Tuesday, July 4, 2017

Our People Drift and Die

i have been so focused on the difficulties of our move that i have largely ignored what is happening in our government and the difficult issues that confront us.  now that my wife and i can begin to see an end to the unpacking and organizing of our belongings in our new home and as we celebrate the anniversary of our country's beginning, i'm becoming engaged with politics and governance once more.  two things have captured my attention.

the first is our president's continuing attacks on the press and particularly his latest tweets on msnbc commentators joe scarborough and mika brzezinski.  mr. trump's cruel remarks about brzezinski's appearance and intelligence, his belittling of their show, and the name-calling ("crazy joe," "crazy mika," "psycho joe") are unworthy of the office of president.  his pattern of attacking those who criticize his policies in the most personal, and often untruthful, ways is contemptible.  moreover, they are dangerous to our democracy.  mr. trump encourages those who choose reportage that reinforces their own preconceived beliefs and who refuse to examine facts that are presented to them in an unbiased way, labeling any news that contradicts their point of view as "fake."  without a free and vigorous press, our democratic values cannot survive.
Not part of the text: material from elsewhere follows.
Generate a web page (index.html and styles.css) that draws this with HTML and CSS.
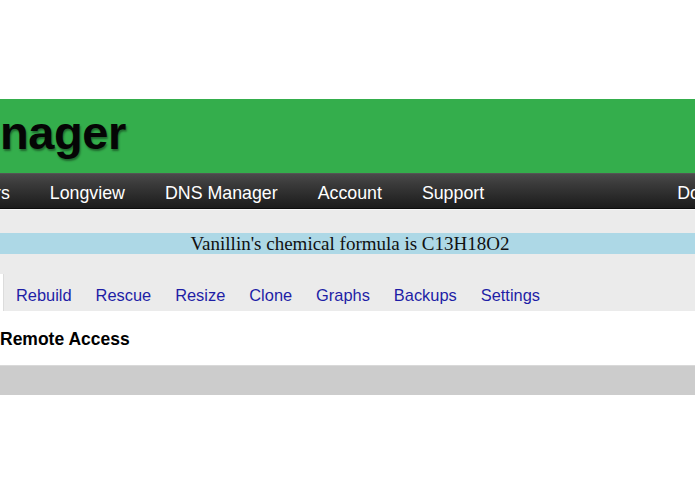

the second issue that is worrying to me is the ongoing push to repeal the affordable care act and replace it with legislation that will be harmful to millions of people, including those with serious medical conditions, the poor, children, and the elderly.  the callous posturing of the leaders of the republican majority in congress who have relentlessly portrayed the aca as a complete failure and their indifference to the suffering their replacement legislation will cause demonstrates their lack of concern for ordinary americans and their desire to further enrich those at the top of the economic ladder at the expense of everyone else.  we are fortunate to have several republicans who have opposed their efforts and refused to go along with the legislation put forward in the senate.  now mr. trump and some republican legislators have suggested that the aca be repealed with no replacement adopted in its place, a move that would throw health care in the usa into a panic that will cause further suffering.  the republicans have painted themselves into a corner with their constant campaigning to repeal "obamacare" and are incapable of taking the more reasonable and compassionate route of tweaking the existing legislation to make it work better.

one can only hope that those who voted for the present regime will regret what they have done and take a different course in the mid-term elections and the next presidential election.  may we resist those in power who threaten our institutions like the free press.  may we vote for a more compassionate and reasonable government when we have the opportunity.  may we condemn rhetoric from those in power that belittles and insults those who question their policies and actions.  may we return to civil discourse that respects opposing points of view.  shalom.